The Wise Counselor Questions

  1. Background/Context: What key information helps us enter the story (setting, culture, recent events)? Keep it brief and relevant.
  2. Main Issue (Summary): In one sentence, what is the core problem or question?
  3. Walk the story in parts with four probes:
    • What was said?
    • What was done?
    • What choices were made? What other choices were possible?
    • What were the results? (note immediate and long-term consequences)

Why these work: Choices reveal the heart. As people name options and outcomes, motives surface and application becomes concrete.

Preparing to Facilitate a Story

  • Walk slowly to find treasures. In preparation, list as many “treasures” (insights) as you can. You may not use them all, but you will guide more wisely.
  • Use context sparingly but helpfully. Offer background the text assumes (e.g., why Jesus may be exhausted after a long day; fishermen among the disciples; the ancient “sea = chaos” motif). This unlocks understanding without replacing discovery.
  • Guide without hijacking. Ask questions that move toward key treasures, but allow unexpected, valid observations from participants. Discovery changes people more deeply than delivered conclusions.
  • Focus on accuracy before interpretation. If the group hesitates, supply a factual detail briefly and keep moving.

Case Study in the Method: 2 Kings 4:1–7 (The Widow’s Oil)

Background/Context (examples)
  • “Sons of the prophets” = students/trainees in a prophetic community.
  • Debt laws could endanger children; creditors might seize sons for servitude.
Walking the Story with the Questions
  • What was said / done? The widow pleads: her husband (a God-fearing student) has died; a creditor threatens her two sons. Elisha asks, “What shall I do for you? What do you have?” She answers, “Nothing
except a jar of oil.”
  • Choices (and other choices):
    • Widow’s actual choice: seek help from the man of God.
    • Other possible choices: do nothing; run away; appeal to neighbors or other religious figures; try to sell assets; pray alone; despair.
  • Results (immediate/long-term): She receives counsel, participates (borrows vessels, shuts the door, pours), experiences provision (oil fills every vessel), pays debts, and lives on the remainder.
Treasures Discovered
  • About the widow: humility (asks for help), faith (obeys unusual instructions), perseverance (borrows publicly, models trust before her sons), accountability (returns to report).
  • About Elisha: approachable and safe (a vulnerable woman comes to him); compassionate yet wise (enters the problem without becoming “the solution”); empowers participation (“What do you have?” points to her resources rather than creating dependency).
  • Leadership insight: healthy leaders are safe for the vulnerable, invite participation, and help people discover God’s provision in what they already have.

Applying the Questions to Other Stories

  • Mark 4:35–41 (The Storm): Background may include the sea-as-chaos motif and Jesus’ long day of ministry.

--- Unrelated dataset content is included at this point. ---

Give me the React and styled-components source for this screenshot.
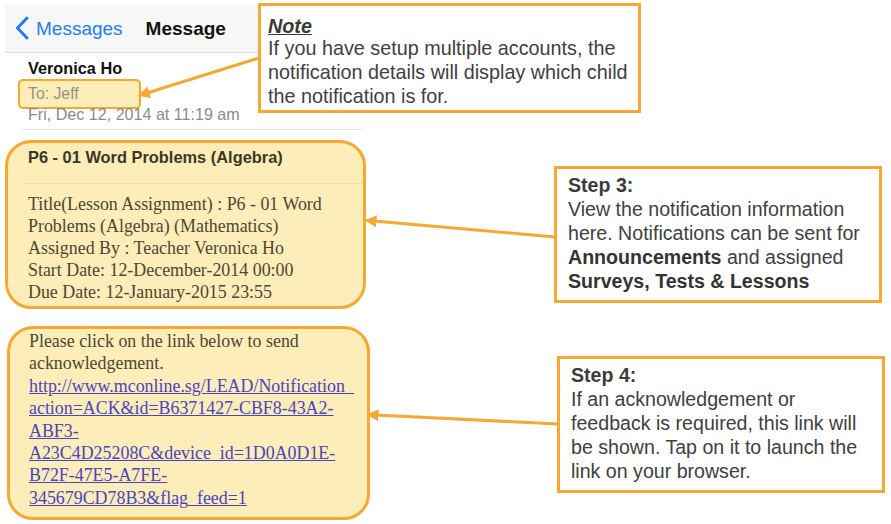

Treasures include an implied promise (“Let us go to the other side”), fear vs. faith, and Jesus’ authority over creation.
  • Acts and beyond: The same question set works for any narrative. Prepare your questions, then let the group do the discovering.

Facilitation Tips You Can Use This Week

  • Open with a one-line introduction: “This true story comes from God’s Word.”
  • Keep a visible Bible while telling; invite an immediate volunteer retell with actions.
  • Use the four probes (said/done/choices/results) in short segments of the story.
  • Affirm courage; create a gracious culture where learners can try, miss a detail, and try again.
  • End with specific obedience: one action to take and one person to tell.

Summary

  • Internalize stories through tell → retell → walk back through—embodied, accurate, and natural.
  • The Wise Counselor Questions surface motives and consequences: background, main issue, then (said, done, choices, alternative choices, results) part by part.
  • In the widow’s story we see humility, faith, and wise leadership that empowers participation rather than dependency.
  • Guide discovery with well-aimed questions; let Scripture read the room and the Spirit form hearts for obedient action.